Reproduce the listing exactly and skip over any pictures.

** Start MATERIAL **

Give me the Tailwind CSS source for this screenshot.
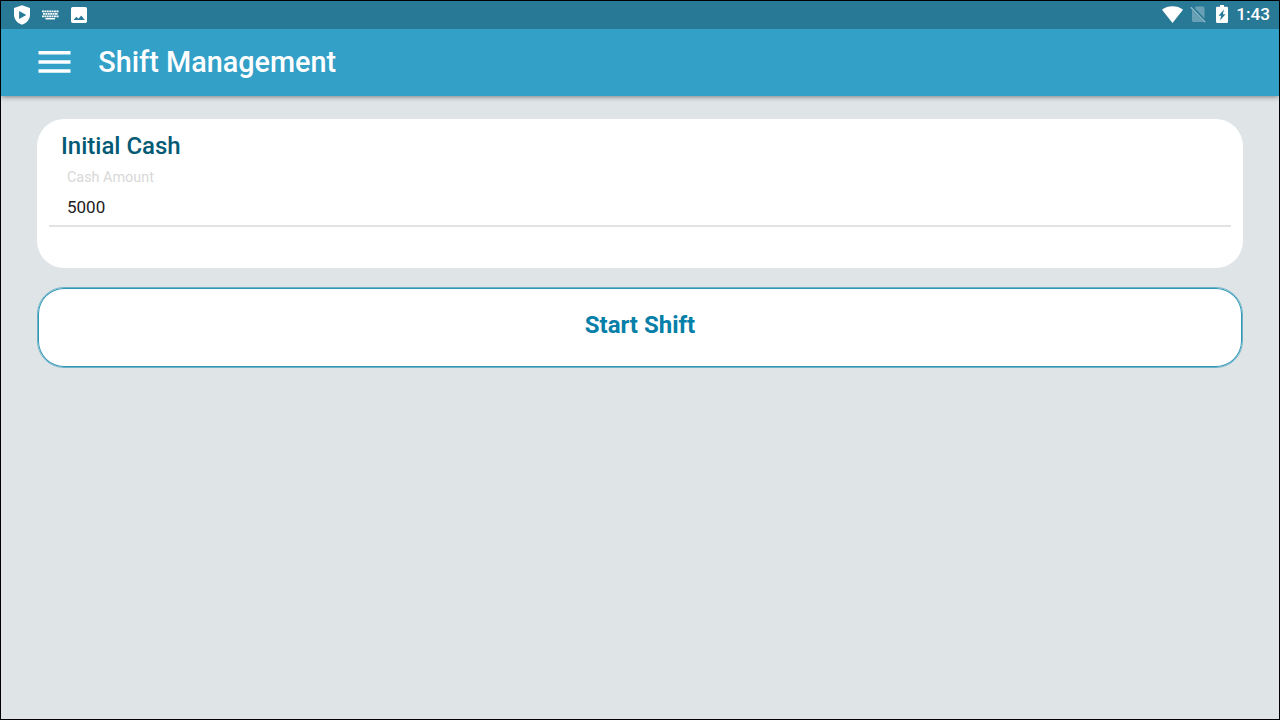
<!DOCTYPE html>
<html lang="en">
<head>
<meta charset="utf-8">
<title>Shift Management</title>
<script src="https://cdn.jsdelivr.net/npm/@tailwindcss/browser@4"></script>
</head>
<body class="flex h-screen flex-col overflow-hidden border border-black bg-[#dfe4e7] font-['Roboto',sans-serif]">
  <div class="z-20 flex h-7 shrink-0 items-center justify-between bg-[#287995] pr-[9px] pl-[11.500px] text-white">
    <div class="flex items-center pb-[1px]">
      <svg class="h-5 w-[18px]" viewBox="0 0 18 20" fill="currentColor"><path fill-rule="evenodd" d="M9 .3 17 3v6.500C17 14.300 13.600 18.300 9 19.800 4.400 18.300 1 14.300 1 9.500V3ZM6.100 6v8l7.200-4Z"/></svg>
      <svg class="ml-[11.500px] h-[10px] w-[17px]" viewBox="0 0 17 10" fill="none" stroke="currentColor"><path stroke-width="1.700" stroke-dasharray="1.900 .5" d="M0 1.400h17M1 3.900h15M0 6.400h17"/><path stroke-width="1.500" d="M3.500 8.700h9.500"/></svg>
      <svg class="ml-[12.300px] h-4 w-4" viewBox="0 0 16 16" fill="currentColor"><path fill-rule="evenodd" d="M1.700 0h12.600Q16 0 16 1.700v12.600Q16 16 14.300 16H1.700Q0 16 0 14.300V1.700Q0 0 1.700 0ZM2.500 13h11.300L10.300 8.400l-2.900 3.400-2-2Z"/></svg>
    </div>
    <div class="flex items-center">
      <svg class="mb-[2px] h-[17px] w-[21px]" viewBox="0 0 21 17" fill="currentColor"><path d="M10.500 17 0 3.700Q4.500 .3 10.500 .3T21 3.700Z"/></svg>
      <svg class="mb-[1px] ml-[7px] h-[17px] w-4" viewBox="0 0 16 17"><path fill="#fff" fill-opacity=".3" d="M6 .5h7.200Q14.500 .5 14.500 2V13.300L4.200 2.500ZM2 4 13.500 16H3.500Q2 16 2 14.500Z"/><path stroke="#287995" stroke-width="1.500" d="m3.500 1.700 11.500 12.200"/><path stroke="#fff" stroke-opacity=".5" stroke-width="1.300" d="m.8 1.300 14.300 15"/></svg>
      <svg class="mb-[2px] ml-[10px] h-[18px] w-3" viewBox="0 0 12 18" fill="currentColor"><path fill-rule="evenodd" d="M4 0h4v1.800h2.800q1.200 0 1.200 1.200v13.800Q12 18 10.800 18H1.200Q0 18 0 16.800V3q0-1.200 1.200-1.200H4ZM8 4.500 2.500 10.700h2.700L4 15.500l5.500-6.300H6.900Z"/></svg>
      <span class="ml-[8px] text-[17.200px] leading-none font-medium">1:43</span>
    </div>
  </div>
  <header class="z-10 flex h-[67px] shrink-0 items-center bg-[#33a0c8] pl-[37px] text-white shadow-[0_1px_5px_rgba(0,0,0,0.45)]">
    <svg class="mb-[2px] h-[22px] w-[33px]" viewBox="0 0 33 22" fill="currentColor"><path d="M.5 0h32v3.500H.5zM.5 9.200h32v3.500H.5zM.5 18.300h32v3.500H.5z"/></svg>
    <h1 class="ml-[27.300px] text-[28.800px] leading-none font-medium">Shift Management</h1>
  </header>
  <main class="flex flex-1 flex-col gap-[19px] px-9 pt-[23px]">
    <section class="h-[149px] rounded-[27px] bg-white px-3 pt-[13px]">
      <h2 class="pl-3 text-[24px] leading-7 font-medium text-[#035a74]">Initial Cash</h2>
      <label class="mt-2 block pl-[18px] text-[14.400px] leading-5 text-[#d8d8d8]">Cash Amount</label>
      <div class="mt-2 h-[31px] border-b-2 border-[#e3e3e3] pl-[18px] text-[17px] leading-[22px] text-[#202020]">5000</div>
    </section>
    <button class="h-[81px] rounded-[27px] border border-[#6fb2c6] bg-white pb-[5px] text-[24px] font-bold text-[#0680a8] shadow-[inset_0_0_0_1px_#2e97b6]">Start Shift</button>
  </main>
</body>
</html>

** End MATERIAL **

- **WRITTEN RESPONSE**
Give me the Tailwind CSS source for this screenshot.
<!DOCTYPE html>
<html lang="en">
<head>
<meta charset="utf-8">
<title>Shift Management</title>
<script src="https://cdn.jsdelivr.net/npm/@tailwindcss/browser@4"></script>
</head>
<body class="flex h-screen flex-col overflow-hidden border border-black bg-[#dfe4e7] font-['Roboto',sans-serif]">
  <div class="z-20 flex h-7 shrink-0 items-center justify-between bg-[#287995] pr-[9px] pl-[11.500px] text-white">
    <div class="flex items-center pb-[1px]">
      <svg class="h-5 w-[18px]" viewBox="0 0 18 20" fill="currentColor"><path fill-rule="evenodd" d="M9 .3 17 3v6.500C17 14.300 13.600 18.300 9 19.800 4.400 18.300 1 14.300 1 9.500V3ZM6.100 6v8l7.200-4Z"/></svg>
      <svg class="ml-[11.500px] h-[10px] w-[17px]" viewBox="0 0 17 10" fill="none" stroke="currentColor"><path stroke-width="1.700" stroke-dasharray="1.900 .5" d="M0 1.400h17M1 3.900h15M0 6.400h17"/><path stroke-width="1.500" d="M3.500 8.700h9.500"/></svg>
      <svg class="ml-[12.300px] h-4 w-4" viewBox="0 0 16 16" fill="currentColor"><path fill-rule="evenodd" d="M1.700 0h12.600Q16 0 16 1.700v12.600Q16 16 14.300 16H1.700Q0 16 0 14.300V1.700Q0 0 1.700 0ZM2.500 13h11.300L10.300 8.400l-2.900 3.400-2-2Z"/></svg>
    </div>
    <div class="flex items-center">
      <svg class="mb-[2px] h-[17px] w-[21px]" viewBox="0 0 21 17" fill="currentColor"><path d="M10.500 17 0 3.700Q4.500 .3 10.500 .3T21 3.700Z"/></svg>
      <svg class="mb-[1px] ml-[7px] h-[17px] w-4" viewBox="0 0 16 17"><path fill="#fff" fill-opacity=".3" d="M6 .5h7.200Q14.500 .5 14.500 2V13.300L4.200 2.500ZM2 4 13.500 16H3.500Q2 16 2 14.500Z"/><path stroke="#287995" stroke-width="1.500" d="m3.500 1.700 11.500 12.200"/><path stroke="#fff" stroke-opacity=".5" stroke-width="1.300" d="m.8 1.300 14.300 15"/></svg>
      <svg class="mb-[2px] ml-[10px] h-[18px] w-3" viewBox="0 0 12 18" fill="currentColor"><path fill-rule="evenodd" d="M4 0h4v1.800h2.800q1.200 0 1.200 1.200v13.800Q12 18 10.800 18H1.200Q0 18 0 16.800V3q0-1.200 1.200-1.200H4ZM8 4.500 2.500 10.700h2.700L4 15.500l5.500-6.300H6.900Z"/></svg>
      <span class="ml-[8px] text-[17.200px] leading-none font-medium">1:43</span>
    </div>
  </div>
  <header class="z-10 flex h-[67px] shrink-0 items-center bg-[#33a0c8] pl-[37px] text-white shadow-[0_1px_5px_rgba(0,0,0,0.45)]">
    <svg class="mb-[2px] h-[22px] w-[33px]" viewBox="0 0 33 22" fill="currentColor"><path d="M.5 0h32v3.500H.5zM.5 9.200h32v3.500H.5zM.5 18.300h32v3.500H.5z"/></svg>
    <h1 class="ml-[27.300px] text-[28.800px] leading-none font-medium">Shift Management</h1>
  </header>
  <main class="flex flex-1 flex-col gap-[19px] px-9 pt-[23px]">
    <section class="h-[149px] rounded-[27px] bg-white px-3 pt-[13px]">
      <h2 class="pl-3 text-[24px] leading-7 font-medium text-[#035a74]">Initial Cash</h2>
      <label class="mt-2 block pl-[18px] text-[14.400px] leading-5 text-[#d8d8d8]">Cash Amount</label>
      <div class="mt-2 h-[31px] border-b-2 border-[#e3e3e3] pl-[18px] text-[17px] leading-[22px] text-[#202020]">5000</div>
    </section>
    <button class="h-[81px] rounded-[27px] border border-[#6fb2c6] bg-white pb-[5px] text-[24px] font-bold text-[#0680a8] shadow-[inset_0_0_0_1px_#2e97b6]">Start Shift</button>
  </main>
</body>
</html>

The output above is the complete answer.